Song Meaning
The lyrics paint a chilling portrait of a figure, dubbed "the devil in his youth," whose descent into malice is rooted in a warped sense of entitlement and unmet expectations. Initially presented as "pale and healthy" with "blessings of his father" and "privilege came before him," this individual seems destined for adoration. The early lines establish a sense of preordained greatness, almost a cosmic inevitability, that is then brutally subverted.
The turning point arrives with maturity, where the "simulated game" of privilege clashes with harsh reality. The narrator observes that "the women didn't love him" and "the races all ignored him," shattering the promised adoration. This profound rejection fuels a desperate, violent shift in his worldview, culminating in a primal scream: "Now you bend!" This demand signals a complete inversion of his prior passive reception of privilege into an active, coercive pursuit of control.
The most striking aspect is the explicit articulation of his corrupted mission: "I will make them feel the way I do / I'll corrupt them till they think the way I do." This isn't just about personal revenge; it's a desire to inflict his own pain and disillusionment onto others, to mold the world in the image of his own suffering. The lyrics suggest this destructive impulse is deeply ingrained, perhaps even stemming from an earlier vulnerability, as evidenced by the final, stark statement: "He was easily abused."

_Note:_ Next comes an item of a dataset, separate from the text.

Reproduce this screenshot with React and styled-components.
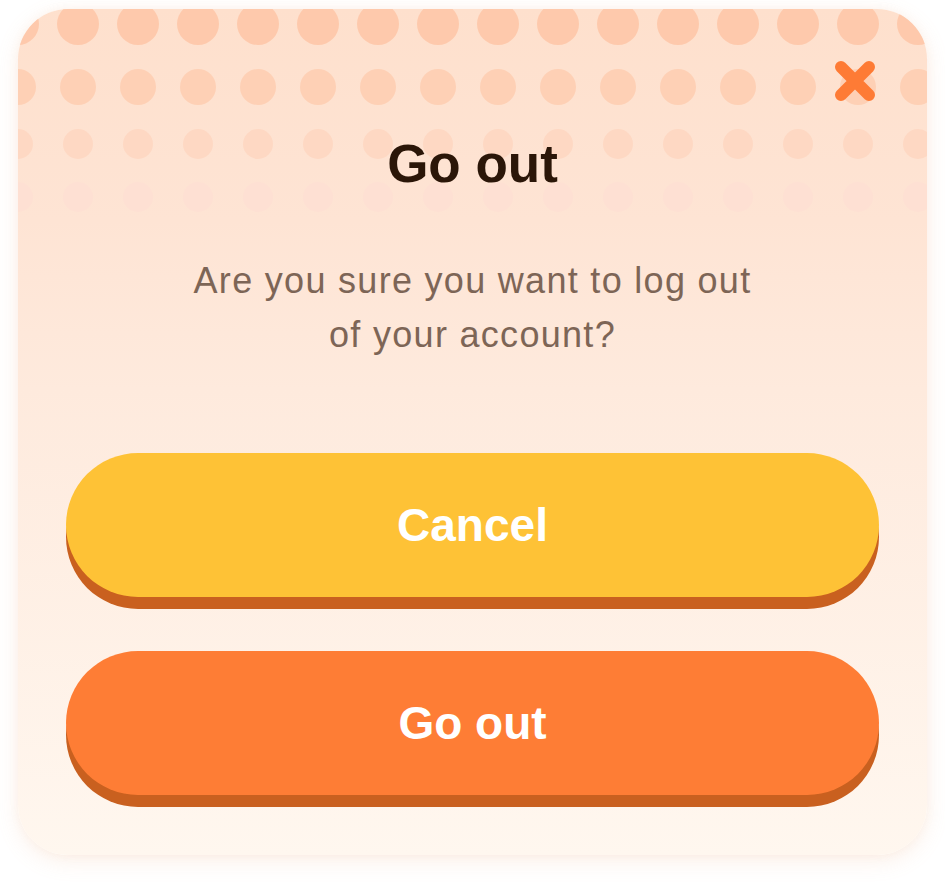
import styled, { createGlobalStyle } from "styled-components";

const GlobalStyle = createGlobalStyle`
  html, body {
    margin: 0;
    padding: 0;
    background: #ffffff;
  }
  body {
    font-family: "Liberation Sans", Arial, sans-serif;
  }
`;

const dotRows = [
  { y: 15, r: 21, fill: "#fec9ac" },
  { y: 78, r: 18, fill: "#fed0b5" },
  { y: 135, r: 15, fill: "#fed8c3" },
  { y: 188, r: 15, fill: "#fee0d3" },
];

function Dots() {
  const cols = Array.from({ length: 17 }, (_, i) => i * 60);
  return (
    <DotLayer width="909" height="230" viewBox="0 0 909 230">
      {dotRows.map((row) =>
        cols.map((x) => (
          <circle key={`${row.y}-${x}`} cx={x} cy={row.y} r={row.r} fill={row.fill} />
        ))
      )}
    </DotLayer>
  );
}

function CloseIcon() {
  return (
    <svg width="42" height="42" viewBox="0 0 42 42">
      <path
        d="M7 7 L35 35 M35 7 L7 35"
        stroke="#fe7b35"
        strokeWidth="12"
        strokeLinecap="round"
      />
    </svg>
  );
}

export default function App() {
  return (
    <Page>
      <GlobalStyle />
      <Card>
        <Dots />
        <CloseButton aria-label="close">
          <CloseIcon />
        </CloseButton>
        <Content>
          <Title>Go out</Title>
          <Message>
            Are you sure you want to log out
            <br />
            of your account?
          </Message>
          <Actions>
            <Button $bg="#fec236">Cancel</Button>
            <Button $bg="#fe7d35">Go out</Button>
          </Actions>
        </Content>
      </Card>
    </Page>
  );
}

const Page = styled.div`
  width: 945px;
  height: 882px;
  padding: 9px 18px 27px;
  box-sizing: border-box;
`;

const Card = styled.div`
  position: relative;
  width: 909px;
  height: 846px;
  border-radius: 50px;
  overflow: hidden;
  background: linear-gradient(180deg, #fee0cd 0%, #fee4d4 25%, #feeadd 45%, #fff7ef 100%);
  box-shadow: 0 6px 22px rgba(235, 160, 110, 0.16), 0 0 10px rgba(235, 160, 110, 0.08);
`;

const DotLayer = styled.svg`
  position: absolute;
  top: 0;
  left: 0;
  pointer-events: none;
`;

const CloseButton = styled.button`
  position: absolute;
  top: 51px;
  right: 51px;
  width: 42px;
  height: 42px;
  padding: 0;
  border: 0;
  background: none;
  cursor: pointer;
  display: flex;
  svg {
    display: block;
  }
`;

const Content = styled.div`
  position: relative;
  display: flex;
  flex-direction: column;
  align-items: center;
  padding: 125px 48px 0;
`;

const Title = styled.h1`
  margin: 0;
  font-size: 53px;
  line-height: 60px;
  font-weight: 700;
  color: #2b1608;
`;

const Message = styled.p`
  margin: 60px 0 0;
  font-size: 36px;
  line-height: 54px;
  letter-spacing: 1.3px;
  text-align: center;
  color: #7d6556;
`;

const Actions = styled.div`
  width: 100%;
  display: flex;
  flex-direction: column;
  gap: 54px;
  margin-top: 91px;
`;

const Button = styled.button`
  width: 100%;
  height: 144px;
  border: 0;
  border-radius: 72px;
  background: ${(p) => p.$bg};
  box-shadow: 0 12px 0 #c9601f;
  color: #ffffff;
  font-family: "Liberation Sans", Arial, sans-serif;
  font-size: 46px;
  font-weight: 700;
  cursor: pointer;
`;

This narrative arc, moving from unearned privilege to bitter resentment and a desire for widespread corruption, is powerfully conveyed through the stark contrast between the idyllic early descriptions and the venomous declarations that follow. The repeated phrase "the devil in his youth" acts as a constant, unsettling reminder that the capacity for profound malice can be present even in seemingly blessed beginnings, making the eventual transformation all the more disturbing.